Take the example of this medium-sized tech company that was preparing to revamp its employee resource groups. The company invited me to speak on a panel, and share what I’d learned from leading the black employee resource group at my previous company.
For example, my team organized Microaggression Awareness Week. The results were tangible: the next week during an executive leadership meeting, a senior manager stopped to ask his peers if something he said was a microaggression.
But we could not convince the recruiting team to tie their performance ratings to diversity and inclusion goals. They did not want the burden of responsibility, and asked my team to come up with new ideas to attract more diverse talent.
Diverse and inclusive tech companies have better retention and financial performance.
Another panelist shared her experience of coming out in the workplace at 50 years old. After 18 years as a senior executive at a Fortune 500 company, she moved to a small tech company. The atmosphere was totally different. Jokes about someone’s sexual orientation were faux pax, and the company even built a float for the NYC Pride Parade. After a 30-year career, she finally felt safe enough to be herself at work.
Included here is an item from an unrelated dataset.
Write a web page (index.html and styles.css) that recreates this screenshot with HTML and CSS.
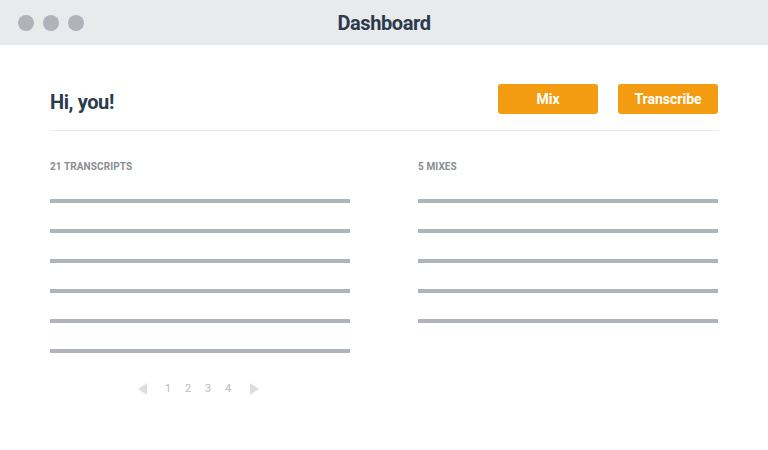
FILE: index.html
```html
<!DOCTYPE html>
<html>
<head>
<meta charset="utf-8">
<link rel="stylesheet" href="styles.css">
</head>
<body>
<div class="window">
  <header class="titlebar">
    <div class="dots"><span class="dot"></span><span class="dot"></span><span class="dot"></span></div>
    <div class="title">Dashboard</div>
  </header>
  <main class="content">
    <div class="top">
      <h1 class="greeting">Hi, you!</h1>
      <div class="actions">
        <button class="btn">Mix</button>
        <button class="btn">Transcribe</button>
      </div>
    </div>
    <div class="columns">
      <section class="col">
        <h2 class="label">21 TRANSCRIPTS</h2>
        <ul class="list">
          <li></li><li></li><li></li><li></li><li></li><li></li>
        </ul>
        <nav class="pager">
          <span class="tri tri-left"></span>
          <span class="num">1</span>
          <span class="num">2</span>
          <span class="num">3</span>
          <span class="num">4</span>
          <span class="tri tri-right"></span>
        </nav>
      </section>
      <section class="col">
        <h2 class="label">5 MIXES</h2>
        <ul class="list">
          <li></li><li></li><li></li><li></li><li></li>
        </ul>
      </section>
    </div>
  </main>
</div>
</body>
</html>
```
FILE: styles.css
```css
* { box-sizing: border-box; }
html, body { margin: 0; padding: 0; background: #fff; }
body { width: 768px; height: 450px; overflow: hidden; font-family: Roboto, "Open Sans", "Liberation Sans", sans-serif; }

.titlebar {
  position: relative;
  height: 45px;
  background: #e9eaec;
  display: flex;
  align-items: center;
  justify-content: center;
}
.dots {
  position: absolute;
  left: 18px;
  top: 15px;
  display: flex;
  gap: 9px;
}
.dot { width: 16px; height: 16px; border-radius: 50%; background: #aeb4ba; }
.title {
  font-size: 20px;
  font-weight: 700;
  color: #2b3a4e;
  letter-spacing: -0.4px;
}

.content { padding: 39px 50px 0 50px; }
.top {
  display: flex;
  justify-content: space-between;
  align-items: center;
  height: 30px;
  margin-bottom: 16px;
}
.greeting {
  margin: 0;
  font-size: 20px;
  font-weight: 700;
  color: #2b3a4e;
  letter-spacing: -0.4px;
  position: relative;
  top: 3px;
}
.actions { display: flex; gap: 20px; }
.btn {
  width: 100px;
  height: 30px;
  border: 0;
  border-radius: 3px;
  background: #f39c12;
  color: #fff;
  font-family: inherit;
  font-size: 14px;
  font-weight: 700;
  padding: 0;
}
.columns {
  border-top: 1px solid #e8e9ea;
  display: flex;
  gap: 68px;
  padding-top: 29px;
}
.col { width: 300px; }
.label {
  margin: 0;
  font-size: 10px;
  font-weight: 700;
  color: #8a8d90;
  line-height: 14px;
  letter-spacing: 0.1px;
}
.list { list-style: none; margin: 25px 0 0 0; padding: 0; display: flex; flex-direction: column; gap: 26px; }
.list li { height: 4px; background: #afb4ba; }

.pager {
  display: flex;
  align-items: center;
  margin: 29px 0 0 88px;
}
.num { font-size: 11px; color: #b9bcc0; width: 20px; text-align: center; }
.tri { width: 0; height: 0; border-top: 6px solid transparent; border-bottom: 6px solid transparent; }
.tri-left { border-right: 9px solid #dcdee0; margin-right: 11px; }
.tri-right { border-left: 9px solid #dcdee0; margin-left: 12px; }
```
The panel ended on an encouraging note, but issues remained. One of the company’s employees shared with me that in order to avoid discrimination, he goes by his Anglo-sounding middle name. His job is to lead diversity and inclusion initiatives.
How to grow a horn
Unfair behaviors like stereotyping, harassment and microaggressions are the primary reasons employees quit tech companies. Women, underrepresented minorities and LGBTQ employees bear the brunt of discrimination (Kapor Center).
Diverse and inclusive tech companies have better retention and financial performance. McKinsey examined the relationship between the diversity of company leadership and financial performance in 2014 and 2017: companies in the top quartile for gender diversity were 15-21 percent more likely to experience above-average profitability compared to companies in the fourth quartile. For ethnic and cultural diversity, the likelihood of above-average performance increased to 33-35 percent.
Creating diverse and inclusive tech companies starts with individuals. From management to junior employees, everyone needs to continually rethink, unlearn and relearn.
Rethink personal biases.
Unlearn habits of discrimination.
Relearn how to respect others who are different.
Companies help end workplace discrimination by signaling their intolerance. Temboo’s culture and practices are a great model.
Unicorns are magical, but diverse and inclusive tech companies are not. They ask the people who work there to redefine what is ordinary.